Fix equation ref

mikebo93 · mikebo93 · commit a7affbae9bf1 · 2025-03-21T03:54:58.000Z
diff --git a/chapter_model_deployment/Model_Compression.md b/chapter_model_deployment/Model_Compression.md
@@ -319,9 +319,7 @@ network has fewer parameters than the teacher network.
 
  [@Distill] proposed KD, which makes the classification result of the
 student network more closely resembles the ground truth as well as the
-classification result of the teacher network, that is, Equation
-[\[c2Fcn:distill\]](#c2Fcn:distill){reference-type="ref"
-reference="c2Fcn:distill"}.
+classification result of the teacher network, that is, Equation :eqref:`c2Fcn:distill`.
 
 $$\mathcal{L}_{KD}(\theta_S) = \mathcal{H}(o_S,\mathbf{y}) +\lambda\mathcal{H}(\tau(o_S),\tau(o_T)),
 $$ 
@@ -330,16 +328,14 @@ $$
 where $\mathcal{H}(\cdot,\cdot)$ is the cross-entropy function, $o_S$
 and $o_T$ are outputs of the student network and the teacher network,
 respectively, and $\mathbf{y}$ is the label. The first item in
-Equation [\[c2Fcn:distill\]](#c2Fcn:distill){reference-type="ref"

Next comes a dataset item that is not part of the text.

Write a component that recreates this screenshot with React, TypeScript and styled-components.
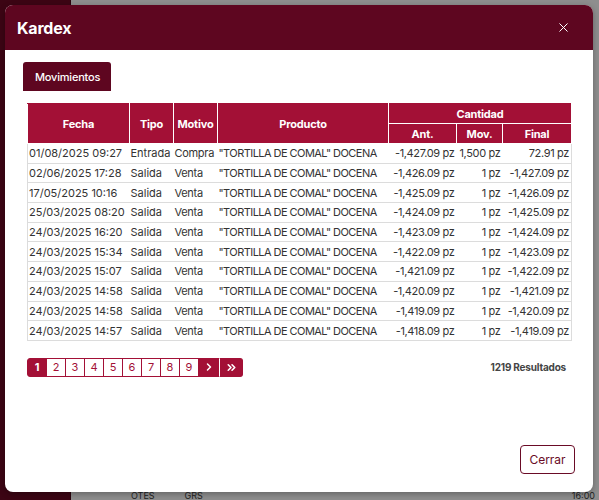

-reference="c2Fcn:distill"} makes the classification result of the
+Equation :eqref:`c2Fcn:distill` makes the classification result of the
 student network resemble the expected ground truth, and the second item
 aims to extract useful information from the teacher network and transfer
 the information to the student network, $\lambda$ is a weight parameter
 used to balance two objective functions, and $\tau(\cdot)$ is a soften
 function that smooths the network output.
 
-Equation [\[c2Fcn:distill\]](#c2Fcn:distill){reference-type="ref"
-reference="c2Fcn:distill"} only extracts useful information from the
+Equation :eqref:`c2Fcn:distill` only extracts useful information from the
 output of the teacher network classifier --- it does not mine
 information from other intermediate layers of the teacher network.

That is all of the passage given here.